For shorter-horizon investors, that same J-curve would have triggered exits and crystallized losses. For intergenerational investors, it was a feature, not a bug. The long-cycle allowed capital to compound through the recovery.
What are the implications for institutional portfolio construction going forward?
Intergenerational investing is shifting from a fringe practice among sovereign wealth funds to a standard framework for the largest, longest-horizon institutions. This has three major implications.
First, liability maturities will increasingly determine asset allocation rather than historical benchmarks. As pension funds implement generational accounting and liability-driven frameworks, they will explicitly allocate longer-horizon capital to illiquid, high-return assets and shorter-horizon capital to liquid, defensive holdings. This will accelerate capital flows into infrastructure, private equity, and natural capital.
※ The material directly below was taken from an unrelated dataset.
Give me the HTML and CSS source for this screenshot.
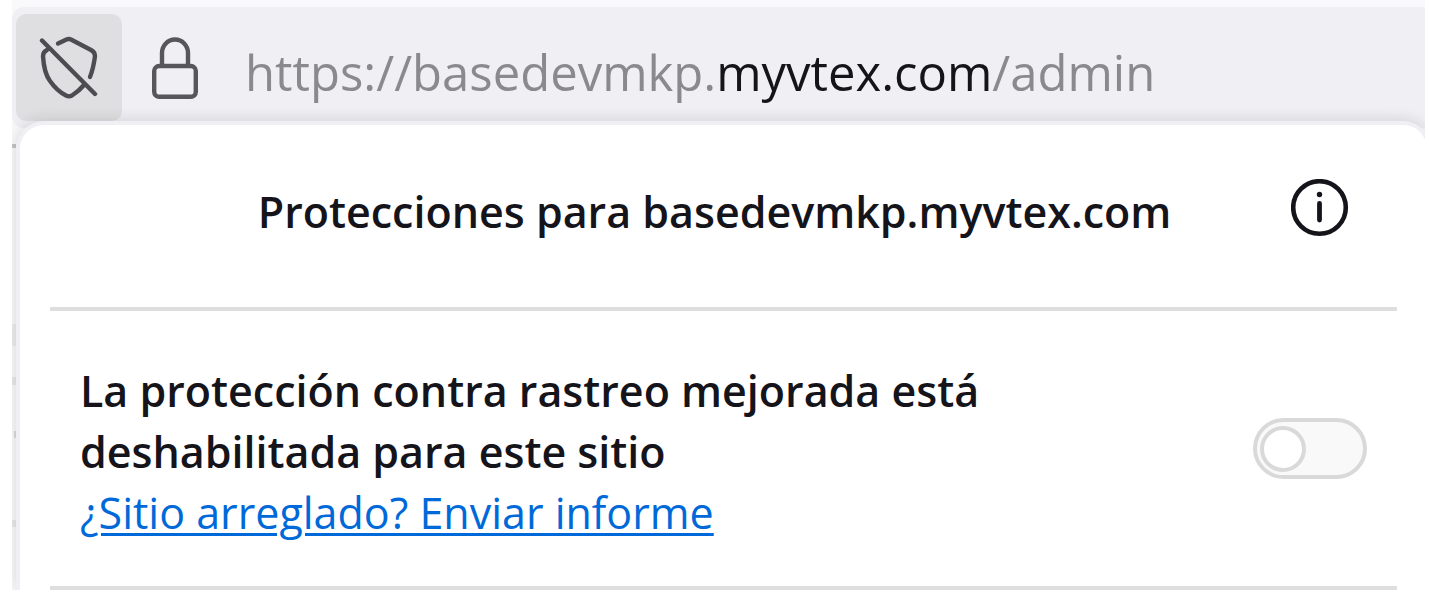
FILE: index.html
```html
<!DOCTYPE html>
<html lang="es">
<head>
<meta charset="utf-8">
<meta name="viewport" content="width=device-width, initial-scale=1">
<title>Protecciones para basedevmkp.myvtex.com</title>
<link rel="stylesheet" href="styles.css">
</head>
<body>
<div class="browser">
  <header class="toolbar">
    <div class="urlbar">
      <button class="shield-button" type="button" aria-label="Protección contra rastreo">
        <svg class="icon-shield" viewBox="0 0 60 64" fill="none" stroke="#4d4d51" stroke-width="4.4" stroke-linecap="round" stroke-linejoin="round">
          <path d="M3 4.500L56 58"/>
          <path d="M19 7.500L27.500 3.500Q30 2.500 32 3.500L52 14Q56 16 56 20Q54.500 32 51 41"/>
          <path d="M8 14Q4 16 4 20Q5 37 11 45Q18 55 27 59.500Q30 61 33 59.500Q40 55 45 49"/>
        </svg>
      </button>
      <button class="lock-button" type="button" aria-label="Información del sitio">
        <svg class="icon-lock" viewBox="0 0 46 62" fill="none" stroke="#56565b" stroke-width="4.4">
          <path d="M10 28V16A13 13.500 0 0 1 36 16V28"/>
          <rect x="2.200" y="29" width="41.600" height="30.800" rx="5"/>
        </svg>
      </button>
      <div class="url">https://basedevmkp.<span class="domain">myvtex.com</span>/admin</div>
    </div>
  </header>
  <main class="panel">
    <div class="panel-header">
      <h1 class="title">Protecciones para basedevmkp.myvtex.com</h1>
      <button class="info-button" type="button" aria-label="Información">
        <svg class="icon-info" viewBox="0 0 58 58" fill="none" stroke="#15141a" stroke-linecap="round">
          <circle cx="28.500" cy="28.500" r="26.300" stroke-width="4.600"/>
          <path d="M28.500 24.500V41" stroke-width="4.800"/>
          <circle cx="28.500" cy="15.500" r="2.700" fill="#15141a" stroke="none"/>
        </svg>
      </button>
    </div>
    <hr class="divider">
    <section class="tracking">
      <div class="tracking-text">
        <label class="status" for="tracking-toggle">La protección contra rastreo mejorada está deshabilitada para este sitio</label>
        <a class="report" href="#">¿Sitio arreglado? Enviar informe</a>
      </div>
      <input class="toggle" id="tracking-toggle" type="checkbox" role="switch">
    </section>
    <hr class="divider">
  </main>
</div>
</body>
</html>
```
FILE: styles.css
```css
* {
  box-sizing: border-box;
}

body {
  margin: 0;
  background: #fff;
  color: #15141a;
  font-family: "Open Sans", "Noto Sans", sans-serif;
}

button {
  border: 0;
  padding: 0;
  background: none;
}

svg {
  display: block;
}

/* The marks at the left edge are the page that shows behind the panel. */
.browser {
  margin: 0 4px 4px 12px;
  overflow: hidden;
  background:
    linear-gradient(#c4c4c6, #c4c4c6) 0 144px / 4px 4px no-repeat,
    linear-gradient(#ececee, #ececee) 0 324px / 4px 22px no-repeat,
    linear-gradient(#e8e8ea, #e8e8ea) 0 377px / 4px 8px no-repeat,
    linear-gradient(#dadadc, #dadadc) 2px 431px / 2px 7px no-repeat,
    linear-gradient(#e8e8ea, #e8e8ea) 0 520px / 4px 7px no-repeat,
    #f9f9fb;
}

.toolbar {
  padding-top: 7px;
}

.urlbar {
  display: flex;
  align-items: center;
  padding: 7px 4px;
  border-radius: 12px 0 0 12px;
  background: #f0f0f4;
}

.shield-button {
  display: grid;
  place-items: center;
  width: 106px;
  height: 107px;
  border-radius: 10px;
  background: #dfdfe1;
}

.icon-shield {
  width: 60px;
  height: 64px;
}

.lock-button {
  margin-left: 30px;
}

.icon-lock {
  width: 46px;
  height: 62px;
}

.url {
  margin-left: 47px;
  padding-top: 8px;
  color: #8a8a8e;
  font-size: 49px;
  line-height: 68px;
  white-space: nowrap;
}

.domain {
  color: #15141a;
}

.panel {
  position: relative;
  margin: -7px -6px 0 4px;
  padding: 0 30px;
  border: solid #f0f0f4;
  border-width: 4px 4px 0;
  border-radius: 28px 28px 0 0;
  background: #fff;
  box-shadow: 0 0 16px rgba(0, 0, 0, 0.14);
}

.panel-header {
  display: grid;
  grid-template-columns: 40px 1fr 58px;
  align-items: center;
  padding: 54px 48px 66px;
}

.title {
  grid-column: 2;
  margin: 0;
  padding-top: 4px;
  font-size: 43px;
  font-weight: 600;
  line-height: 58px;
  text-align: center;
  white-space: nowrap;
}

.info-button {
  align-self: start;
}

.icon-info {
  width: 58px;
  height: 58px;
}

.divider {
  height: 4px;
  margin: 0;
  border: 0;
  background: #dedede;
}

.tracking {
  display: flex;
  align-items: center;
  justify-content: space-between;
  gap: 32px;
  padding: 46px 30px;
}

.tracking-text {
  flex: 0 1 920px;
  margin: 3px 0 -3px;
  font-size: 43px;
  line-height: 61px;
}

.status {
  display: block;
  font-weight: 600;
}

.report {
  color: #0069d9;
  text-decoration-thickness: 3px;
  text-underline-offset: 4px;
}

.toggle {
  appearance: none;
  display: flex;
  align-items: center;
  flex: none;
  width: 114px;
  height: 61px;
  margin: 0;
  padding: 3px;
  border: 4px solid #d9d9d9;
  border-radius: 31px;
  background: #f9f9f9;
}

.toggle::before {
  content: "";
  width: 46px;
  height: 46px;
  border: 4px solid #d9d9d9;
  border-radius: 50%;
  background: #fff;
  box-sizing: border-box;
}

.toggle:checked {
  justify-content: flex-end;
}
```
Second, governance transparency around intergenerational trade-offs will become a fiduciary requirement. Institutions will need to publish explicit reporting on whether current beneficiaries are consuming future returns or vice versa. This will reduce hidden intergenerational cross-subsidization and force difficult benefit design conversations.
Third, climate adaptation will become financially central rather than values-driven. As intergenerational investors price 30–50 year climate risk into asset valuations, they will deploy massive capital into renewable energy, water infrastructure, and agricultural resilience. This will create secular capital flows independent of ESG sentiment or regulatory mandates.
For CIOs and investment committees, the immediate implication is clear: if your fund's liabilities genuinely extend 40+ years, your governance framework should reflect that. This means separating liability tranches by maturity, tolerating illiquidity in long-cycle assets, and evaluating managers on 20-year time horizons. If your institutional structure does not match your time horizon, neither will your returns.